February 17, 2006
Senate OKs watered-down estate tax rollback
By BOB LEWIS
AP Political Writer
RICHMOND, Va. -- A partial repeal of the tax paid posthumously on the estates of the wealthy won passage comfortably Friday in the Senate.
By a 35-4 vote, the Senate approved eliminating the tax on Virginia estates worth less than $10 million, or on working farms or closely held businesses of any value.
The bill advances to the House, which passed a full estate tax repeal on 93-7 vote earlier this month. That measure is now before the Senate Finance Committee.
Differences between the two bills are likely to be resolved by a conference committee in the closing days of this year's legislative session.
The Senate bill would affect only the estates of Virginians who die on or after Dec. 31. The Department of Taxation estimates annual revenue losses will grow from nearly $52 million a year beginning in 2007 and to about $101 million by fiscal year 2011.
In recent years, efforts to roll back the estate tax have died in the Senate. Advocates for the complete elimination of what they call "Virginia's onerous death tax" said the Senate's partial repeal is the "first forward step in nearly three years."

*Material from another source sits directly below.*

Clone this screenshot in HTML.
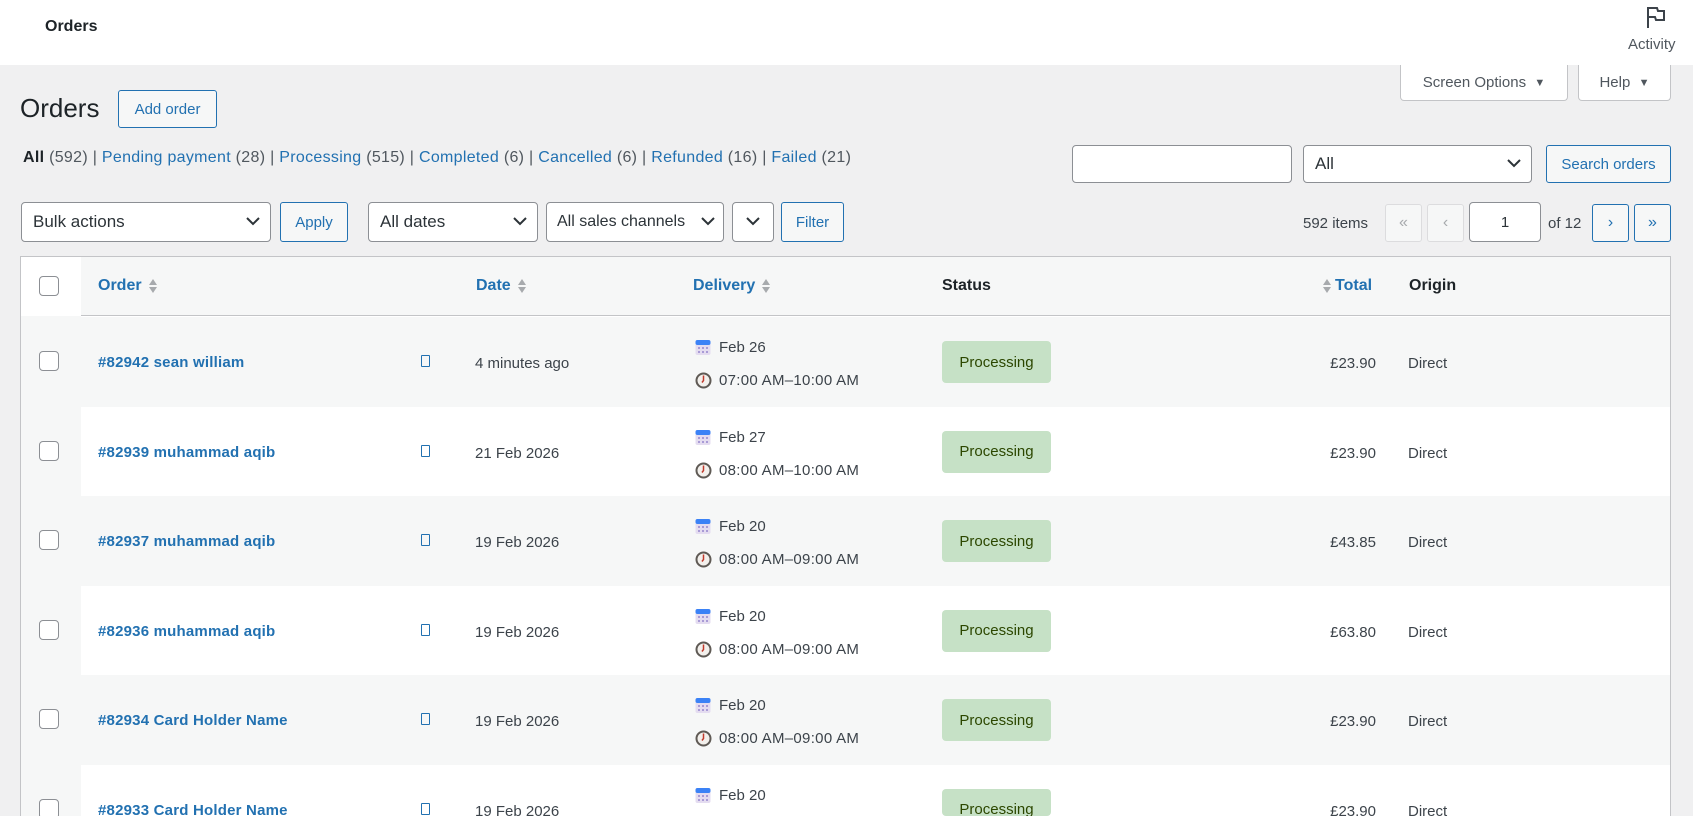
<!DOCTYPE html>
<html style="overflow:hidden"><head><meta charset="utf-8"><style>
*{box-sizing:border-box;margin:0;padding:0}
html,body{width:1693px;height:816px;overflow:hidden}
body{background:#f0f0f1;font-family:"Liberation Sans",sans-serif;font-size:14px;color:#3c434a}
#w{position:relative;width:1693px;height:816px;overflow:hidden}
.a{position:absolute}
.hdr{left:0;top:0;width:1693px;height:65px;background:#fff}
.btn{position:absolute;border:1px solid #2271b1;color:#2271b1;background:#f6f7f7;border-radius:3px;display:flex;align-items:center;justify-content:center;font-size:15px}
.sel{position:absolute;border:1px solid #8c8f94;background:#fff;border-radius:4px;color:#2c3338;font-size:17px;display:flex;align-items:center;padding-left:11px}
.sel svg{position:absolute;right:10px;top:50%;margin-top:-5px}
.blue{color:#2271b1}
.pg{position:absolute;top:204px;height:38px;width:37px;border:1px solid #2271b1;border-radius:3px;background:#f6f7f7;color:#2271b1;display:flex;align-items:center;justify-content:center;font-size:16px}
.pg.dis{border-color:#dcdcde;color:#a7aaad}
.cb{position:absolute;left:19px;width:20px;height:20px;border:1px solid #8c8f94;border-radius:4px;background:#fff}
.sort{display:inline-block;vertical-align:middle;margin-left:6px}
</style></head><body><div id="w">
<div class="a hdr"></div>
<div class="a" style="left:45px;top:18px;font-size:16px;font-weight:bold;color:#1d2327">Orders</div>
<svg class="a" style="left:1645px;top:5px" width="22" height="24" viewBox="0 0 22 24"><path d="M3 23V3h9l1 3h6v9h-8l-1-3H4" fill="none" stroke="#3c434a" stroke-width="2"/></svg>
<div class="a" style="left:1628px;top:36px;font-size:15px;color:#50575e">Activity</div>
<div class="a" style="left:1400px;top:65px;width:168px;height:36px;background:#fff;border:1px solid #c3c4c7;border-top:0;border-radius:0 0 4px 4px;display:flex;align-items:center;justify-content:center;color:#50575e;font-size:15px">Screen Options&nbsp;&nbsp;<span style="font-size:11px">▼</span></div>
<div class="a" style="left:1578px;top:65px;width:93px;height:36px;background:#fff;border:1px solid #c3c4c7;border-top:0;border-radius:0 0 4px 4px;display:flex;align-items:center;justify-content:center;color:#50575e;font-size:15px">Help&nbsp;&nbsp;<span style="font-size:11px">▼</span></div>
<div class="a" style="left:20px;top:93px;font-size:26px;color:#1d2327">Orders</div>
<div class="btn" style="left:118px;top:90px;width:99px;height:38px">Add order</div>
<div class="a" style="left:23px;top:149px;font-size:16px;letter-spacing:0.3px;color:#50575e;white-space:nowrap"><b style="color:#1d2327;font-weight:600">All</b> (592) | <span class="blue">Pending payment</span> (28) | <span class="blue">Processing</span> (515) | <span class="blue">Completed</span> (6) | <span class="blue">Cancelled</span> (6) | <span class="blue">Refunded</span> (16) | <span class="blue">Failed</span> (21)</div>
<div class="a" style="left:1072px;top:145px;width:220px;height:38px;border:1px solid #8c8f94;border-radius:4px;background:#fff"></div>
<div class="sel" style="left:1303px;top:145px;width:229px;height:38px">All<svg width="14" height="9"><path d="M1 1l6 6 6-6" fill="none" stroke="#2c3338" stroke-width="2"/></svg></div>
<div class="btn" style="left:1546px;top:145px;width:125px;height:38px">Search orders</div>
<div class="sel" style="left:21px;top:202px;width:250px;height:40px">Bulk actions<svg width="14" height="9"><path d="M1 1l6 6 6-6" fill="none" stroke="#2c3338" stroke-width="2"/></svg></div>
<div class="btn" style="left:280px;top:202px;width:68px;height:40px">Apply</div>
<div class="sel" style="left:368px;top:202px;width:170px;height:40px">All dates<svg width="14" height="9"><path d="M1 1l6 6 6-6" fill="none" stroke="#2c3338" stroke-width="2"/></svg></div>
<div class="sel" style="left:546px;top:202px;width:178px;height:40px;padding-left:10px;font-size:16px">All sales channels<svg width="14" height="9" style="right:8px"><path d="M1 1l6 6 6-6" fill="none" stroke="#2c3338" stroke-width="2"/></svg></div>
<div class="sel" style="left:732px;top:202px;width:42px;height:40px"><svg width="14" height="9" style="right:13px"><path d="M1 1l6 6 6-6" fill="none" stroke="#2c3338" stroke-width="2"/></svg></div>
<div class="btn" style="left:781px;top:202px;width:63px;height:40px">Filter</div>
<div class="a" style="left:1303px;top:215px;color:#3c434a;font-size:15px">592 items</div>
<div class="pg dis" style="left:1385px">«</div>
<div class="pg dis" style="left:1427px">‹</div>
<div class="a" style="left:1469px;top:202px;width:72px;height:40px;border:1px solid #8c8f94;border-radius:4px;background:#fff;display:flex;align-items:center;justify-content:center;font-size:15px;color:#2c3338">1</div>
<div class="a" style="left:1548px;top:215px;font-size:15px">of 12</div>
<div class="pg" style="left:1592px">›</div>
<div class="pg" style="left:1634px">»</div>

<div class="a" style="left:20px;top:256px;width:1651px;height:600px;border:1px solid #c3c4c7;background:#fff"></div>
<div class="a" style="left:21px;top:257px;width:1649px;height:59px;background:#f6f7f7;border-bottom:1px solid #c3c4c7"></div>
<div class="a" style="left:21px;top:257px;width:60px;height:600px;background:#f6f7f7"></div>
<div class="a" style="left:21px;top:257px;width:60px;height:59px;background:#fff"></div>
<div class="cb" style="left:39px;top:276px"></div>
<div class="a blue" style="left:98px;top:277px;font-size:16px;font-weight:600">Order<svg class="sort" width="10" height="16"><path d="M1 7l4-6 4 6zM1 9l4 6 4-6z" fill="#a7aaad"/></svg></div>
<div class="a blue" style="left:476px;top:277px;font-size:16px;font-weight:600">Date<svg class="sort" width="10" height="16"><path d="M1 7l4-6 4 6zM1 9l4 6 4-6z" fill="#a7aaad"/></svg></div>
<div class="a blue" style="left:693px;top:277px;font-size:16px;font-weight:600">Delivery<svg class="sort" width="10" height="16"><path d="M1 7l4-6 4 6zM1 9l4 6 4-6z" fill="#a7aaad"/></svg></div>
<div class="a" style="left:942px;top:277px;font-size:16px;font-weight:600;color:#1d2327">Status</div>
<div class="a blue" style="left:1322px;top:277px;font-size:16px;font-weight:600"><svg width="10" height="16" style="vertical-align:middle;margin-right:3px"><path d="M1 7l4-6 4 6zM1 9l4 6 4-6z" fill="#a7aaad"/></svg>Total</div>
<div class="a" style="left:1409px;top:277px;font-size:16px;font-weight:600;color:#1d2327">Origin</div>

<div id="rows"></div>
</div>
<script>
var d=[["#82942 sean william","4 minutes ago","Feb 26","07:00 AM–10:00 AM","£23.90"],
["#82939 muhammad aqib","21 Feb 2026","Feb 27","08:00 AM–10:00 AM","£23.90"],
["#82937 muhammad aqib","19 Feb 2026","Feb 20","08:00 AM–09:00 AM","£43.85"],
["#82936 muhammad aqib","19 Feb 2026","Feb 20","08:00 AM–09:00 AM","£63.80"],
["#82934 Card Holder Name","19 Feb 2026","Feb 20","08:00 AM–09:00 AM","£23.90"],
["#82933 Card Holder Name","19 Feb 2026","Feb 20","","£23.90"]];
var h="";
d.forEach(function(r,i){var t=317+i*89.6;var bg=i%2==0?"#f6f7f7":"#fff";var hh=Math.min(90,816-t);
h+='<div class="a" style="left:81px;top:'+t+'px;width:1589px;height:'+hh+'px;background:'+bg+'"></div>';
h+='<div class="cb" style="left:39px;top:'+(t+34)+'px"></div>';
h+='<div class="a blue" style="left:98px;top:'+(t+37)+'px;font-size:15px;font-weight:600;letter-spacing:0.2px">'+r[0]+'</div>';
h+='<div class="a" style="left:421px;top:'+(t+38)+'px;width:9px;height:12px;border:1px solid #2271b1;border-radius:1px"></div>';
h+='<div class="a" style="left:475px;top:'+(t+38)+'px;font-size:15px">'+r[1]+'</div>';
h+='<svg class="a" style="left:695px;top:'+(t+22)+'px" width="16" height="17"><rect x="0.5" y="1" width="15" height="15" rx="2" fill="#e4dcf0"/><rect x="0.5" y="1" width="15" height="5" rx="2" fill="#3b82f6"/><g fill="#a99bd6"><rect x="3" y="8" width="2" height="2"/><rect x="7" y="8" width="2" height="2"/><rect x="11" y="8" width="2" height="2"/><rect x="3" y="12" width="2" height="2"/><rect x="7" y="12" width="2" height="2"/><rect x="11" y="12" width="2" height="2"/></g></svg>';
h+='<div class="a" style="left:719px;top:'+(t+22)+'px;font-size:15px">'+r[2]+'</div>';
if(r[3]){h+='<svg class="a" style="left:695px;top:'+(t+55)+'px" width="17" height="17"><circle cx="8.5" cy="8.5" r="7" fill="#f3f0ec" stroke="#5f5a55" stroke-width="2"/><path d="M8.5 3.5v5l-1.5 2" stroke="#c0392b" stroke-width="1.5" fill="none"/></svg>';
h+='<div class="a" style="left:719px;top:'+(t+55)+'px;font-size:15px;letter-spacing:0.3px">'+r[3]+'</div>';}
h+='<div class="a" style="left:942px;top:'+(t+24)+'px;width:109px;height:'+Math.min(42,816-t-24)+'px;overflow:hidden;background:#c6e1c6;border-radius:4px;color:#2c4700;font-size:15px;display:flex;align-items:'+(i==5?'flex-start;padding-top:12px':'center')+';justify-content:center">Processing</div>';
h+='<div class="a" style="left:1276px;top:'+(t+38)+'px;width:100px;text-align:right;font-size:15px">'+r[4]+'</div>';
h+='<div class="a" style="left:1408px;top:'+(t+38)+'px;font-size:15px">Direct</div>';
});
document.getElementById("rows").innerHTML=h;
</script>
</body></html>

But the nonprofit Virginians for Death Tax Repeal said Sen. Thomas K. Norment's bill falls far short of their goal of the full repeal of the tax.
"The legislation, while flawed with certain restrictive limitations, provides a vehicle for eventual repeal of the death tax in Virginia," the group said in a news release.
In 2005, estate tax returns were filed on 871 estates, yielding $138 million in revenue, according to the Tax Department. Only 14 returns were from estates with taxable value of $10 million or more, but those estates accounted for revenues of $45.6 million, or nearly one-third of the total estate taxes collected.
Bob Lewis has covered Virginia government and politics since 2000.